Separate out the lines that hold "index".

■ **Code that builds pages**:
□ □ □ □ □

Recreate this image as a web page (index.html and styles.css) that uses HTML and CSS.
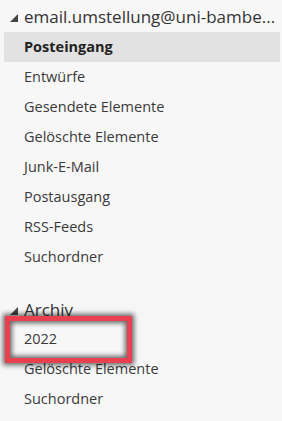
FILE: index.html
```html
<!DOCTYPE html>
<html lang="de">
<head>
<meta charset="utf-8">
<link rel="stylesheet" href="styles.css">
</head>
<body>
<div class="pane">
  <div class="group">
    <div class="group-head">
      <svg class="caret" width="8" height="8" viewBox="0 0 8 8"><polygon points="0,8 8,0 8,8" fill="#444"/></svg>
      <span class="group-title">email.umstellung@uni-bambe...</span>
    </div>
    <div class="item selected">Posteingang</div>
    <div class="item">Entwürfe</div>
    <div class="item">Gesendete Elemente</div>
    <div class="item">Gelöschte Elemente</div>
    <div class="item">Junk-E-Mail</div>
    <div class="item">Postausgang</div>
    <div class="item">RSS-Feeds</div>
    <div class="item">Suchordner</div>
  </div>
  <div class="group archive">
    <div class="group-head">
      <svg class="caret" width="8" height="8" viewBox="0 0 8 8"><polygon points="0,8 8,0 8,8" fill="#444"/></svg>
      <span class="group-title">Archiv</span>
    </div>
    <div class="item">2022</div>
    <div class="item">Gelöschte Elemente</div>
    <div class="item">Suchordner</div>
  </div>
  <div class="highlight"></div>
</div>
</body>
</html>
```
FILE: styles.css
```css
html, body {
  margin: 0;
  padding: 0;
  background: #f7f7f7;
}
.pane {
  position: relative;
  width: 282px;
  height: 421px;
  overflow: hidden;
  font-family: "Open Sans", "Noto Sans", sans-serif;
  color: #333;
}
.group-head {
  display: flex;
  align-items: center;
  height: 32px;
  padding-left: 10px;
}
.caret {
  flex: none;
  margin-top: 4px;
}
.group-title {
  margin-left: 6px;
  font-size: 17px;
  color: #333;
  white-space: nowrap;
}
.item {
  height: 30px;
  line-height: 30px;
  margin: 0 2px 0 4px;
  padding-left: 20px;
  font-size: 14.5px;
  color: #3a3a3a;
  white-space: nowrap;
}
.item.selected {
  background: #e2e2e2;
  font-weight: 700;
  color: #222;
}
.archive {
  margin-top: 22px;
}
.archive .group-head {
  height: 30px;
}
.highlight {
  position: absolute;
  left: 5px;
  top: 316px;
  width: 117px;
  height: 37px;
  border: 5px solid #e8404e;
  box-shadow: 0 0 5px 2px rgba(0,0,0,0.6), inset 0 0 5px 2px rgba(0,0,0,0.6);
}
```
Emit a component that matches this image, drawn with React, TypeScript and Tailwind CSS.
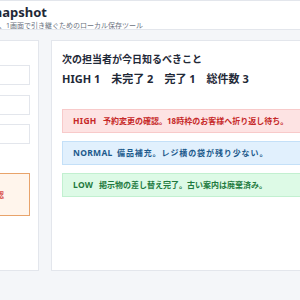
import React from "react";

const items = [
  {
    level: "HIGH",
    text: "予約変更の確認。18時枠のお客様へ折り返し待ち。",
    box: "bg-[#fde3e3] border-[#f8caca] text-[#c62828]",
    tag: "w-[30px]",
    gap: "",
  },
  {
    level: "NORMAL",
    text: "備品補充。レジ横の袋が残り少ない。",
    box: "bg-[#e1f0fd] border-[#c4e0f8] text-[#1d5a8c]",
    tag: "w-[44px]",
    gap: "tracking-[0.9px]",
  },
  {
    level: "LOW",
    text: "掲示物の差し替え完了。古い案内は廃棄済み。",
    box: "bg-[#ddfae6] border-[#c2f0d0] text-[#1f7a3f]",
    tag: "w-[26px]",
    gap: "",
  },
];

function Header() {
  return (
    <div className="h-[30px] bg-white border-t border-b border-[#e3e6ec] overflow-hidden">
      <div className="pt-[3px]">
        <div className="ml-[-80px] w-[300px] text-[13px] leading-[17px] font-bold text-[#1f2937]">Handover Snapshot</div>
        <div className="ml-[-77px] w-[220px] text-right text-[7px] leading-[9px] text-[#6b7280]">
          今日の共有事項を、1画面で引き継ぐためのローカル保存ツール
        </div>
      </div>
    </div>
  );
}

function LeftCard() {
  return (
    <div className="w-[180px] shrink-0 ml-[-141px] h-[231px] bg-white border border-[#e3e6ec] pt-[24px] pr-[8px] pl-[12px]">
      <div className="flex flex-col gap-[9.5px]">
        <div className="h-[20px] border border-[#e3e6ec] bg-white" />
        <div className="h-[20px] border border-[#e3e6ec] bg-white" />
        <div className="h-[20px] border border-[#e3e6ec] bg-white" />
      </div>
      <div className="mt-[29px] h-[43px] border border-[#e8a36a] bg-[#fff5ec] flex items-center justify-end pr-[25px] text-[8px] font-bold text-[#d9534f]">
        保存前の確認
      </div>
    </div>
  );
}

function RightCard() {
  return (
    <div className="w-[400px] shrink-0 h-[231px] bg-white border border-[#e3e6ec] pt-[11px] px-[10px]">
      <div className="text-[10px] leading-[14px] font-bold text-[#1f2937]">次の担当者が今日知るべきこと</div>
      <div className="mt-[6px] text-[11px] leading-[14px] font-bold text-[#1f2937]">
        HIGH 1　未完了 2　完了 1　総件数 3
      </div>
      <div className="mt-[23px] flex flex-col gap-[8px]">
        {items.map((it) => (
          <div key={it.level} className={`h-[24px] border flex items-center pl-[10px] text-[8px] font-bold ${it.box}`}>
            <span className={`${it.tag} shrink-0 text-[8.5px] tracking-[0.3px]`}>{it.level}</span>
            <span className={it.gap}>{it.text}</span>
          </div>
        ))}
      </div>
    </div>
  );
}

export default function App() {
  return (
    <div
      className="w-[300px] h-[300px] overflow-hidden bg-[#f4f6f9]"
      style={{ fontFamily: '"Noto Sans", "Noto Sans CJK JP", sans-serif' }}
    >
      <Header />
      <div className="flex gap-[12px] pt-[10px]">
        <LeftCard />
        <RightCard />
      </div>
    </div>
  );
}
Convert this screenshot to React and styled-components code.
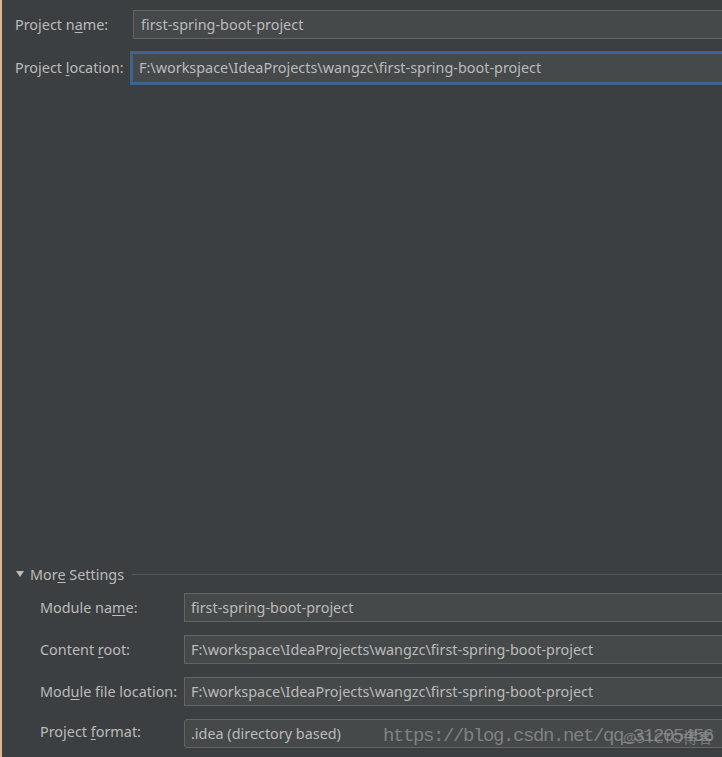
import React from 'react';
import styled, { createGlobalStyle } from 'styled-components';

const textColor = '#bbbbbb';

const GlobalStyle = createGlobalStyle`
  html, body {
    margin: 0;
    padding: 0;
    background: #3c3f41;
    overflow: hidden;
  }
  body {
    font-family: "Noto Sans", "Open Sans", sans-serif;
    font-size: 14.4px;
    color: ${textColor};
  }
`;

const Page = styled.div`
  position: relative;
  width: 722px;
  height: 757px;
  box-sizing: border-box;
  border-left: 2px solid #dcb893;
  background: #3c3f41;
  display: flex;
  flex-direction: column;
  overflow: hidden;
`;

const TopForm = styled.div`
  display: flex;
  flex-direction: column;
  gap: 12px;
  padding: 10px 0 0 13px;
`;

const Row = styled.div`
  display: flex;
  align-items: center;
  height: ${p => p.$height || 29}px;
`;

const Label = styled.div`
  flex: 0 0 ${p => p.$width}px;
  white-space: nowrap;
  line-height: 18px;
  margin-top: ${p => p.$shift || 0}px;
`;

const Key = styled.span`
  text-decoration: underline;
  text-underline-offset: 2px;
`;

const Field = styled.div`
  flex: 1 0 auto;
  height: 100%;
  box-sizing: border-box;
  margin-left: ${p => p.$focused ? -3 : 0}px;
  margin-right: -20px;
  background: #45494a;
  border: ${p => p.$focused ? '3px solid #3e6390' : '1px solid #646464'};
  border-radius: ${p => p.$combo ? 3 : 0}px;
  padding-left: ${p => p.$pad || 7}px;
  display: flex;
  align-items: center;
  white-space: nowrap;
  line-height: 18px;
`;

const Spacer = styled.div`
  flex: 1;
`;

const Section = styled.div`
  display: flex;
  flex-direction: column;
  gap: 13px;
  padding: 0 0 9px 0;
`;

const SectionHeader = styled.div`
  display: flex;
  align-items: center;
  gap: 6px;
  padding-left: 14px;
  height: 18px;
  margin-bottom: -3px;
`;

const Triangle = styled.span`
  width: 0;
  height: 0;
  border-left: 4px solid transparent;
  border-right: 4px solid transparent;
  border-top: 6px solid ${textColor};
`;

const HeaderLine = styled.div`
  flex: 1;
  height: 1px;
  background: #545758;
  margin-left: 2px;
`;

const SubRows = styled.div`
  display: flex;
  flex-direction: column;
  gap: 13px;
  padding-left: 38px;
`;

const Watermark = styled.div`
  position: absolute;
  left: 381px;
  top: 725px;
  font-family: "Liberation Mono", monospace;
  font-size: 19px;
  letter-spacing: -1.4px;
  color: rgba(150, 150, 150, 0.75);
  white-space: nowrap;
  pointer-events: none;
`;

const WatermarkBadge = styled.div`
  position: absolute;
  left: 621px;
  top: 726px;
  font-family: "Noto Sans", "Noto Sans CJK SC", sans-serif;
  font-size: 15px;
  color: rgba(150, 150, 150, 0.7);
  white-space: nowrap;
  pointer-events: none;
`;

const moduleRows = [
  { label: <>Module na<Key>m</Key>e:</>, value: 'first-spring-boot-project' },
  { label: <>Content <Key>r</Key>oot:</>, value: 'F:\\workspace\\IdeaProjects\\wangzc\\first-spring-boot-project' },
  { label: <>Mod<Key>u</Key>le file location:</>, value: 'F:\\workspace\\IdeaProjects\\wangzc\\first-spring-boot-project' },
];

const App = () => {
  return (
    <>
      <GlobalStyle />
      <Page>
        <TopForm>
          <Row>
            <Label $width={118}>Project n<Key>a</Key>me:</Label>
            <Field>first-spring-boot-project</Field>
          </Row>
          <Row $height={34}>
            <Label $width={118}>Project <Key>l</Key>ocation:</Label>
            <Field $focused $pad={6}>F:\workspace\IdeaProjects\wangzc\first-spring-boot-project</Field>
          </Row>
        </TopForm>

        <Spacer />

        <Section>
          <SectionHeader>
            <Triangle />
            <span>Mor<Key>e</Key> Settings</span>
            <HeaderLine />
          </SectionHeader>
          <SubRows>
            {moduleRows.map((row, i) => (
              <Row key={i}>
                <Label $width={144}>{row.label}</Label>
                <Field $pad={6}>{row.value}</Field>
              </Row>
            ))}
            <Row>
              <Label $width={144} $shift={-4}>Project <Key>f</Key>ormat:</Label>
              <Field $combo $pad={6}>.idea (directory based)</Field>
            </Row>
          </SubRows>
        </Section>

        <Watermark>https://blog.csdn.net/qq_31205456</Watermark>
        <WatermarkBadge>@51CTO博客</WatermarkBadge>
      </Page>
    </>
  );
};

export default App;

□ □ □ □ □

■ **Final answer**:
Recreate this image as a web page (index.html and styles.css) that uses HTML and CSS.
FILE: index.html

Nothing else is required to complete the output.